Thursday, October 2, 2008

Views on the Bailout, from Harlem to Wall Street

Views on the Bailout, from Harlem to Wall Street


Outside Samuel's Temple Pentecostal Church on 125th Street in New York, Shirl Moody sits at a fold-up table with a donation basket. As she does every day, Moody, 40, is collecting funds to support the church and its activities for the East Harlem community. Small packets of candy like Skittles and York Peppermint Patties are laid out to stir the generosity of passersby. On this morning in late September, she has collected about $1.50. And now a reporter is standing in front of the table asking Moody about the $700 billion donation the U.S. government wants to hand to Wall Street and various banks.

Moody calls that plan a "sham." She says she doesn't trust Treasury Secretary Henry Paulson, President George W. Bush, or the lawmakers who say it's needed to save the stumbling U.S. credit markets. "I think they're trying to force people's hand just so they'll benefit," she says. Moody believes it would just extend the current state of financial affairs: "The rich get richer, the middle class gets poor, and the poor get poorer." Instead, she suggests, $700 billion could go toward addressing the growing homeless rate and stocking food pantries. And Moody does not fear the consequences of congressional inaction on the financial crisis. "How could it get any worse?"

A 10-mile journey on the No. 4 and 5 subway trains down the east side of Manhattan—from Harlem to Wall Street—reveals a wide range of emotions toward Paulson's financial rescue plan, which is nearing a vote in the Senate and a revote in the House. Many, like Moody andapparently a broad range of Americans, are fed up with the fat cats of finance and in no mood to bail them out. But from Harlem to the ritzy Upper East side, through the tourist bustle of Times Square, and downtown to the winding streets of Wall Street, people have vastly different takes on whether U.S. taxpayers should ante up the money. That point of view depends a lot on what each individual has at stake in keeping the current system solvent.

Big-Time Hustlers

Hop off the train at the 125th Street stop in Harlem, and you'll find few fans of the bailout. The once-impoverished neighborhood has developed quickly in recent years, benefiting from rising home values and an influx of chain stores such as the Body Shop and Pathmark. In theory, a bailout would keep that investment flowing. But Mantel Thomas, a 33-year-old social worker, sits at a Starbucks (SBUX) and compares the investment bankers who created the complex derivatives to "hustlers" on a street corner—the difference being that they're working on a massive scale, and probably with taxpayer money. He thinks some action is needed to prevent the pain from spreading, but isn't sure what will work. He thinks the threat to the U.S. economy as a whole is real and not just propaganda. Not that he expects a fair outcome: "If they send [the plan] through, will it actually help, or will we see more of the same?"

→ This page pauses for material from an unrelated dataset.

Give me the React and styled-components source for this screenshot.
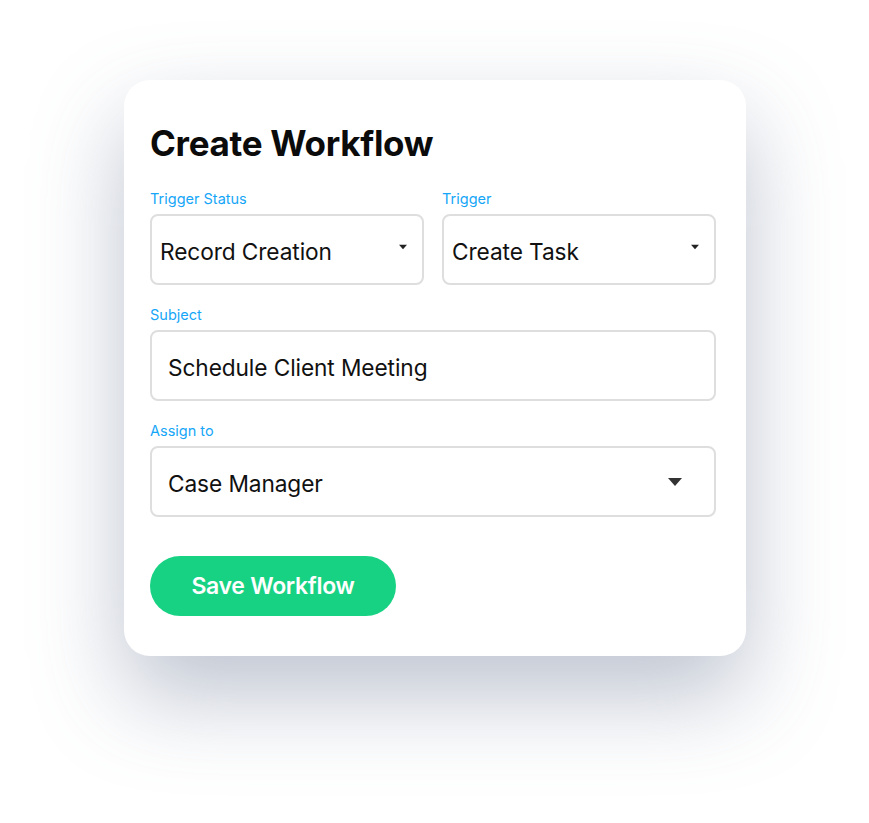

One stop further south brings you to 86th Street and Lexington Avenue, the edge of the fashionable Upper East Side. Just blocks from Central Park, this neighborhood is home of the high-end shops of Madison Avenue, high-rent apartment buildings and penthouses, art galleries, and the Whitney Museum of American Art. Residents are out walking a variety of pedigreed dogs, and groups of children are returning from private school in their uniforms.

Ronald Rieder, a 66-year-old professor and psychiatrist walking down Madison Avenue, says the markets are on his mind. "I spend a lot of time tracking it; I'm worried about my retirement funds," says Rieder, who is dressed in a beige suit, floral tie, and white sneakers. He says he thinks investment banks exhibited a "lack of foresight" as they created exotic derivatives from shaky mortgages. But unlike many of his uptown neighbors, he doesn't feel angry.

"I'm a psychiatrist— I deal a lot with feelings," Rieder says calmly. "Anger isn't going to help."

A Radical Solution

A few blocks down, Pia Byron, 28, says she's more confused than anything else about the plan. Byron works for a fashion advertising agency and is headed that day to her parents' apartment to celebrate Rosh Hashanah. She says she doesn't blame any one person for the financial mess but points to "systemic problems" that brought us here. Byron says she doesn't know if she supports the bailout, and worries that even if it passes, the current economic structure may not be sustainable. "We need a system geared more around everyone looking after each other," she says. "I wonder if it requires changing the whole foundation to balance the scales in some way. A radical solution could in a way be the most realistic."

Now it's back on the train and on to Grand Central Terminal on East 42nd Street. Walk west several blocks and you reach Times Square, where the ball drops each New Year's Eve and constantly flashing signs and advertisements keep things lit up 24 hours a day. For the past year or so this area has been filled with visitors from Britain, Germany, Italy and Japan taking advantage of the strong mileage of their currencies against a falling dollar. The Brown family from Leeds in Yorkshire is among them. Alison Brown, 51, her husband, son, and his girlfriend have been in town for a week of nonstop shopping.